Rocky Mountain (66th Annual) and Cordilleran (110th Annual) Joint Meeting (19–21 May 2014)

Paper No. 9
Presentation Time: 10:30 AM

NEW GEOCHEMICAL CONSTRAINTS ON QUATERNARY MAFIC VOLCANISM IN THE UPPER WIND RIVER BASIN, WYOMING (U.S.A.)


DOWNEY, Anna C.1, BRUESEKE, Matthew E.1, HART, William K.2 and MERTZMAN, Stanley A.3, (1)Department of Geology, Kansas State University, Manhattan, KS 66506, (2)Department of Geology and Environmental Earth Science, Miami University, Oxford, OH 45056, (3)Earth and Environment, Franklin and Marshall College, P.O. Box 3003, Lancaster, PA 17604-3003, acdowney@ksu.edu

The Yellowstone Plateau volcanic field is one of the most hazardous volcanic systems in the world, and is characterized by three cycles of voluminous explosive rhyolite eruptions at 2.1, 1.3, and 0.64 Ma. Yellowstone Plateau volcanic field activity includes caldera-forming silicic eruptions, effusive rhyolite lavas, and basaltic volcanism that primarily occurred at plateau margins. Some of the basalts post-date the 640 ka Lava Creek tuff (e.g. 3rd-cycle caldera formation); these eruptions occurred along N-S trending fault zones near the Yellowstone Caldera margin. Basalts erupted in the Upper Wind River Basin (UWRB), Wyoming at Lava Mt., southwest of Yellowstone, have been included in Yellowstone geological maps.
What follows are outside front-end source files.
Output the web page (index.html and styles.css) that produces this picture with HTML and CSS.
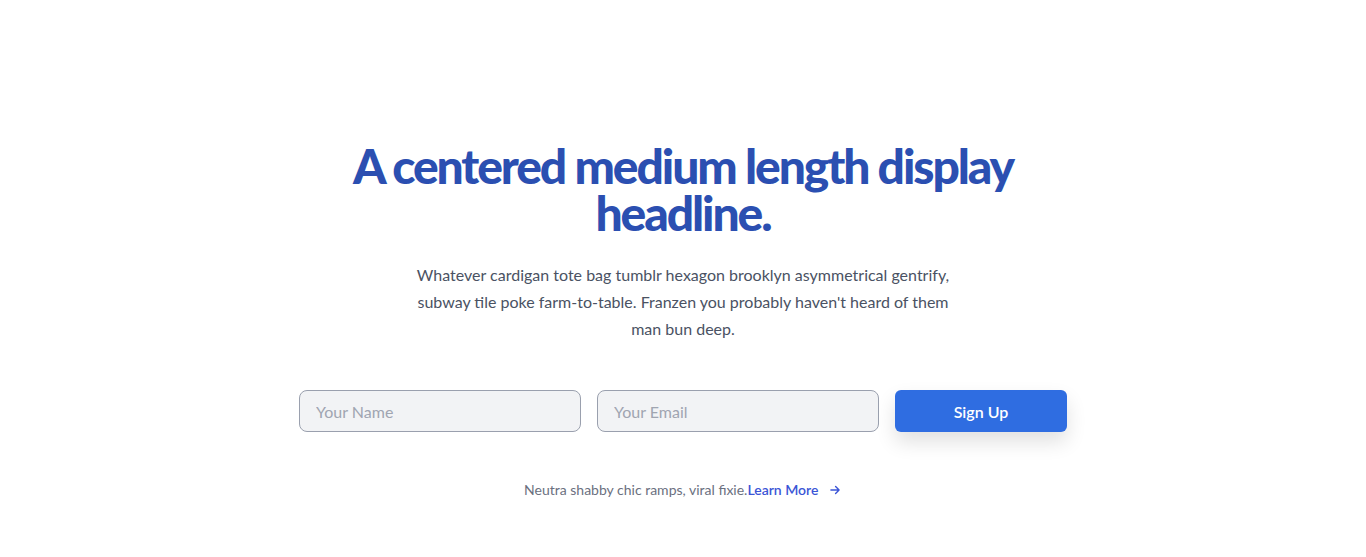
FILE: index.html
```html
<!DOCTYPE html>
<html>
<head>
<meta charset="utf-8">
<link rel="stylesheet" href="styles.css">
</head>
<body>
<section class="hero">
  <h1 class="title">A centered medium length display headline.</h1>
  <p class="lead">Whatever cardigan tote bag tumblr hexagon brooklyn asymmetrical gentrify, subway tile poke farm-to-table. Franzen you probably haven't heard of them man bun deep.</p>
  <form class="signup">
    <input class="field" type="text" placeholder="Your Name">
    <input class="field" type="email" placeholder="Your Email">
    <button class="btn" type="button">Sign Up</button>
  </form>
  <p class="note">Neutra shabby chic ramps, viral fixie.<a class="more" href="#">Learn More <svg class="arrow" width="14" height="14" viewBox="0 0 24 24" fill="none" stroke="currentColor" stroke-width="2.4" stroke-linecap="round" stroke-linejoin="round"><path d="M5 12h14M13 6l6 6-6 6"/></svg></a></p>
</section>
</body>
</html>
```
FILE: styles.css
```css
* { box-sizing: border-box; }
html, body { margin: 0; background: #fff; }
body { font-family: "Lato", "Inter", sans-serif; color: #4a5160; }
.hero {
  display: flex;
  flex-direction: column;
  align-items: center;
  padding-top: 142px;
}
.title {
  margin: 0;
  width: 720px;
  text-align: center;
  font-family: "Lato", sans-serif;
  font-weight: 900;
  font-size: 48px;
  line-height: 47px;
  letter-spacing: -2.1px;
  color: #2b4fb1;
}
.lead {
  margin: 25px 0 0;
  width: 560px;
  text-align: center;
  font-size: 16px;
  line-height: 27px;
  color: #4a5263;
}
.signup {
  display: flex;
  gap: 16px;
  margin-top: 48px;
  width: 768px;
}
.field {
  width: 282px;
  height: 42px;
  padding: 0 16px;
  border: 1px solid #9aa0ae;
  border-radius: 8px;
  background: #f2f3f5;
  font-family: inherit;
  font-size: 16px;
  color: #333;
}
.field::placeholder { color: #a0a5b1; }
.btn {
  width: 172px;
  height: 42px;
  border: 0;
  border-radius: 6px;
  background: #2f6de1;
  color: #fff;
  font-family: inherit;
  font-size: 16px;
  font-weight: 600;
  box-shadow: 0 10px 20px rgba(0,0,0,0.12);
}
.note {
  margin: 48px 0 0;
  font-size: 14px;
  line-height: 20px;
  color: #6b7080;
}
.more {
  color: #3b55d6;
  text-decoration: none;
  font-weight: 600;
}
.arrow { vertical-align: -2px; margin-left: 6px; }
```
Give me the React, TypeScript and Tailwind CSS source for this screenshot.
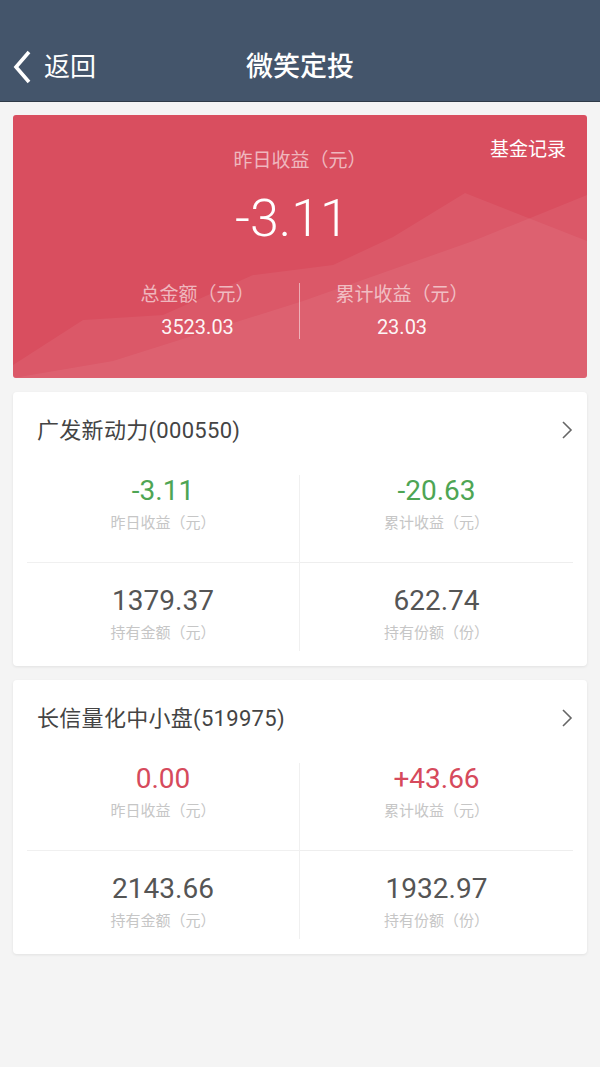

Lava Mt. is a partially dissected shield volcano composed of ~25 basaltic lavas capped by a cinder cone. One of the upper-most lavas yielded a K-Ar age of 0.48 ± 0.06 Ma. If valid, this places Lava Mt. volcanism among the mafic eruptions associated with the end of the third Yellowstone eruptive cycle. Approximately 38 km east at Spring Mt., just north of Dubois, WY, undated basalts crop out and appear to have been erupted along normal faults that cut Paleozoic and Eocene strata. The basalts on Spring Mt. are texturally similar to those from Lava Mt. A reconnaissance sample suite was collected in summer 2013 from both locations; one Lava Mt. unit is actually an andesite and some of the Spring Mt. basalts are fairly primitive (Mg # ~70, Cr >900 ppm). Overall, all samples are subalkaline, tholeiitic to transitional, and have enriched trace LILE concentrations relative to MORB. UWRB mafic volcanism is overlooked in studies of Yellowstone-related volcanism and regional hazard assessments because virtually no literature exists discussing these rocks. It is possible that UWRB basalts originated from Eastern Snake River Plain-Yellowstone mantle sources, thus we plan to document the petrogensis of these lavas and their relationship to Yellowstone via further detailed work including field mapping, petrography, 40Ar/39Ar geochronology, whole rock chemistry, and isotope data, with He isotope constraints from olivine.